◆ Items
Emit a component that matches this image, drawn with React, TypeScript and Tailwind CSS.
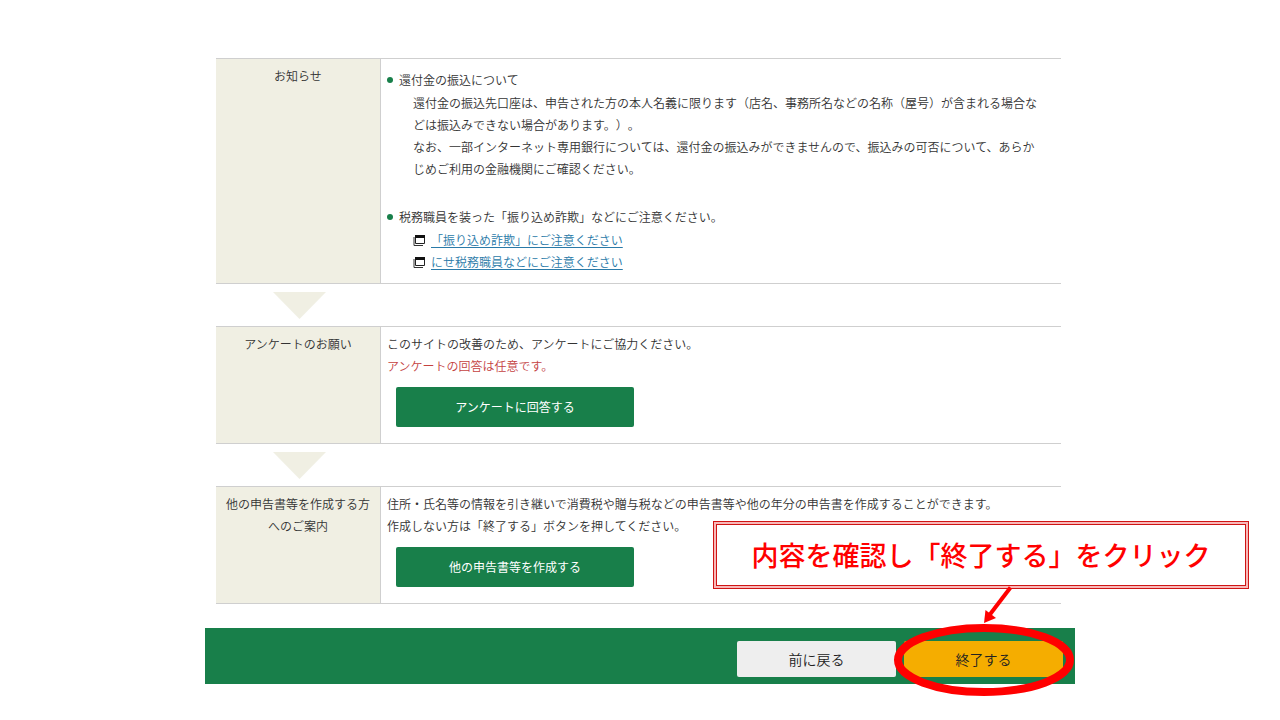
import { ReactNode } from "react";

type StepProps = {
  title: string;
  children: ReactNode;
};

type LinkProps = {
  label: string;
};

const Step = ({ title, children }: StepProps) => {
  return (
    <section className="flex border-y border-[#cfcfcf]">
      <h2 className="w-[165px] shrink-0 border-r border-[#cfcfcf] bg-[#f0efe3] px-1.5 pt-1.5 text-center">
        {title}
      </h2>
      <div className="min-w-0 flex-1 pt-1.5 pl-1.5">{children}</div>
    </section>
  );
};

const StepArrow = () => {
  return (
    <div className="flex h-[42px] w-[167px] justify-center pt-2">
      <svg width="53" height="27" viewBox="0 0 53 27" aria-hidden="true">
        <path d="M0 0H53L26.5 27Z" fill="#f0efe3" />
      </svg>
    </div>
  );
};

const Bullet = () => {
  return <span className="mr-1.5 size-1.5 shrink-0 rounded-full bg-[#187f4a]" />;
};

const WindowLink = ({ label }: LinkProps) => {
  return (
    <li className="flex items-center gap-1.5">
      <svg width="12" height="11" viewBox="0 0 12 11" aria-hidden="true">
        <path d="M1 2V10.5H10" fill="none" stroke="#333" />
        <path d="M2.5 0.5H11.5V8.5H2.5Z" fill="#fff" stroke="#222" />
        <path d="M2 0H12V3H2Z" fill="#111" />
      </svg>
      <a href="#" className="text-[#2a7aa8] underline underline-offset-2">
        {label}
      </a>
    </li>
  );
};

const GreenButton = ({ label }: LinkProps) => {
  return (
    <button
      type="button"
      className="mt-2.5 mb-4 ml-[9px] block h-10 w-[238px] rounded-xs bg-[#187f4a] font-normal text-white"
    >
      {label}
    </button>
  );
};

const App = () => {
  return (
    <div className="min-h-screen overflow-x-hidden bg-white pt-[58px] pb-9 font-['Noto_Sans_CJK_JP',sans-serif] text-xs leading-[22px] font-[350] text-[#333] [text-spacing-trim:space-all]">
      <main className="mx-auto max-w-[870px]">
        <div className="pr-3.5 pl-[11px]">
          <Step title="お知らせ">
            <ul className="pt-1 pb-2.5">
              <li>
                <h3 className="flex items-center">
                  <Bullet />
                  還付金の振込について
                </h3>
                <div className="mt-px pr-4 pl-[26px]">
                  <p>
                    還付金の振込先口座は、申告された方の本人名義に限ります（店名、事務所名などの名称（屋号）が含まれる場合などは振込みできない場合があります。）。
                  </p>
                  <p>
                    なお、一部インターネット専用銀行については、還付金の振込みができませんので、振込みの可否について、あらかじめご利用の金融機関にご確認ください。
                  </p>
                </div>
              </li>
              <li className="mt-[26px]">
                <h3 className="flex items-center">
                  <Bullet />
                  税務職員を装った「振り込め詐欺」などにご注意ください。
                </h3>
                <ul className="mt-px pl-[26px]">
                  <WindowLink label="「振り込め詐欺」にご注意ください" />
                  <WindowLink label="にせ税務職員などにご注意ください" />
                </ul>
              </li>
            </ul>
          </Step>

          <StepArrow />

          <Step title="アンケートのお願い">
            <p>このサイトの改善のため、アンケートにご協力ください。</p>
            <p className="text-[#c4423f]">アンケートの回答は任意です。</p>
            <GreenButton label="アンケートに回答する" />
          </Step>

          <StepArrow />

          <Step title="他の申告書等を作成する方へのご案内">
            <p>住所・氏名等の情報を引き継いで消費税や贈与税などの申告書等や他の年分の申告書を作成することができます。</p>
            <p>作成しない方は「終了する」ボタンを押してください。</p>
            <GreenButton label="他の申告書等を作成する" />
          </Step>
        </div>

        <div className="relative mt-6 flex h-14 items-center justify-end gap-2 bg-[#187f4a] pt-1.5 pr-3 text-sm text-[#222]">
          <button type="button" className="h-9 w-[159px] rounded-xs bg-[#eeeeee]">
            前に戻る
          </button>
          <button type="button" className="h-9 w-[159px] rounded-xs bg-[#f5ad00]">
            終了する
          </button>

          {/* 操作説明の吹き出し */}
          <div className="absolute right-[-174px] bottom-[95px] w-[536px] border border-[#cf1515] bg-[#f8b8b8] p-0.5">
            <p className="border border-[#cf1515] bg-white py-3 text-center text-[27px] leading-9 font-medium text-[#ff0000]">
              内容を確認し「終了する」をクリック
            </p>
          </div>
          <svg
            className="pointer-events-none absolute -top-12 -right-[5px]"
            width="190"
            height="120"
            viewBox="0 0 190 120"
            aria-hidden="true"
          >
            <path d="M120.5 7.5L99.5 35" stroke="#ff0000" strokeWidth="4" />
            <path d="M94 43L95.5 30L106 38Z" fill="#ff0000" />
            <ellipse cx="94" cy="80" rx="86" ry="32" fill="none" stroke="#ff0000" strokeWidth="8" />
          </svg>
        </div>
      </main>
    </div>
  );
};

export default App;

* * *

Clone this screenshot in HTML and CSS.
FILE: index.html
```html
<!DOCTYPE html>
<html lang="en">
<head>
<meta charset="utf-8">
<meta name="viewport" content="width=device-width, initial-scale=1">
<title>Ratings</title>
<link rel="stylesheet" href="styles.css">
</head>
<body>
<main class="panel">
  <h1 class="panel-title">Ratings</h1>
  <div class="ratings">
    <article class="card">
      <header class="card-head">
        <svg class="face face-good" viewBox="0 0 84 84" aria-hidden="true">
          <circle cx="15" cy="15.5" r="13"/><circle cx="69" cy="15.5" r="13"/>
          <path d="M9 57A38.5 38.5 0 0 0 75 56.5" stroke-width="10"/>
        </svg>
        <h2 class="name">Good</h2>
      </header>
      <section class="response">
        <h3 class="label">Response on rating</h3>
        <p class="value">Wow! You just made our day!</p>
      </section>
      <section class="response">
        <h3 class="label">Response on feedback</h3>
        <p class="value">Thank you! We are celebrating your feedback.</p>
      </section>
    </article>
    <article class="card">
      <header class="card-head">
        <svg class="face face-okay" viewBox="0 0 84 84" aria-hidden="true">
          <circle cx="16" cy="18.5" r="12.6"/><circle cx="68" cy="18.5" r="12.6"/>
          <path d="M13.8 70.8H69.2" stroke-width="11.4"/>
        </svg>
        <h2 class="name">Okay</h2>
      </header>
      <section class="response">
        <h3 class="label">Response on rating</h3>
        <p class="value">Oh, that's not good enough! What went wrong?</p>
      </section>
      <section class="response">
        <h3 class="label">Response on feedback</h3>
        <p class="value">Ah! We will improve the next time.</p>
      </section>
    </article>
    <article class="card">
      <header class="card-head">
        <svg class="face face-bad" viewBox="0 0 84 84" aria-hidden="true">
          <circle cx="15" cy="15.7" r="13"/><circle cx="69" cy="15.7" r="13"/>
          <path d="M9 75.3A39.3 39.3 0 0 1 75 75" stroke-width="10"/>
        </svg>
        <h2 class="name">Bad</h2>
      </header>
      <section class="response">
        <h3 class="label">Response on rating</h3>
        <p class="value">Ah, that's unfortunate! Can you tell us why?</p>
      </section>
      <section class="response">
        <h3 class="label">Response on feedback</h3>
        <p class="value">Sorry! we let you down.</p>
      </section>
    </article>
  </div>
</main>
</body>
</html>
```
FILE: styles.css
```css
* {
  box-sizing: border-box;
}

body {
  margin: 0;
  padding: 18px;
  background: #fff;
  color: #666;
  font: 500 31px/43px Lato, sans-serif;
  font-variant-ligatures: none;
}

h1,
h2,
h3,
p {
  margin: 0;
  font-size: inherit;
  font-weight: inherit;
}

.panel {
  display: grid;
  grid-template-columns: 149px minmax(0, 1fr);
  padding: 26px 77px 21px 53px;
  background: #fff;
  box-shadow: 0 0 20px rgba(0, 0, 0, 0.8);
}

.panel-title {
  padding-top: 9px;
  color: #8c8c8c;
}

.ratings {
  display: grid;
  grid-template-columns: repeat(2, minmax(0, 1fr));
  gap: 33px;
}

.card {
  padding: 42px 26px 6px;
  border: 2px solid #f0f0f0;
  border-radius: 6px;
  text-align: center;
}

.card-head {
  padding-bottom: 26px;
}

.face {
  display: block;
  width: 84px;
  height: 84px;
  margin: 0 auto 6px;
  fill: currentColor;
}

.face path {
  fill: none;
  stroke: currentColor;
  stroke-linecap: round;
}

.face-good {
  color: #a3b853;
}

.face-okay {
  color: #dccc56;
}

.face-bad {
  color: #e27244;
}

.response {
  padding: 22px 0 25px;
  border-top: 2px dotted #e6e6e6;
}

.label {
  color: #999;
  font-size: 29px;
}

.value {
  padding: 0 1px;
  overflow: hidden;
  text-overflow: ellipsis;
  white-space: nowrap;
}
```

◆ Problem to solve
Going through the records above, state how many lines carry "that", with no other text.

◆ Task output
3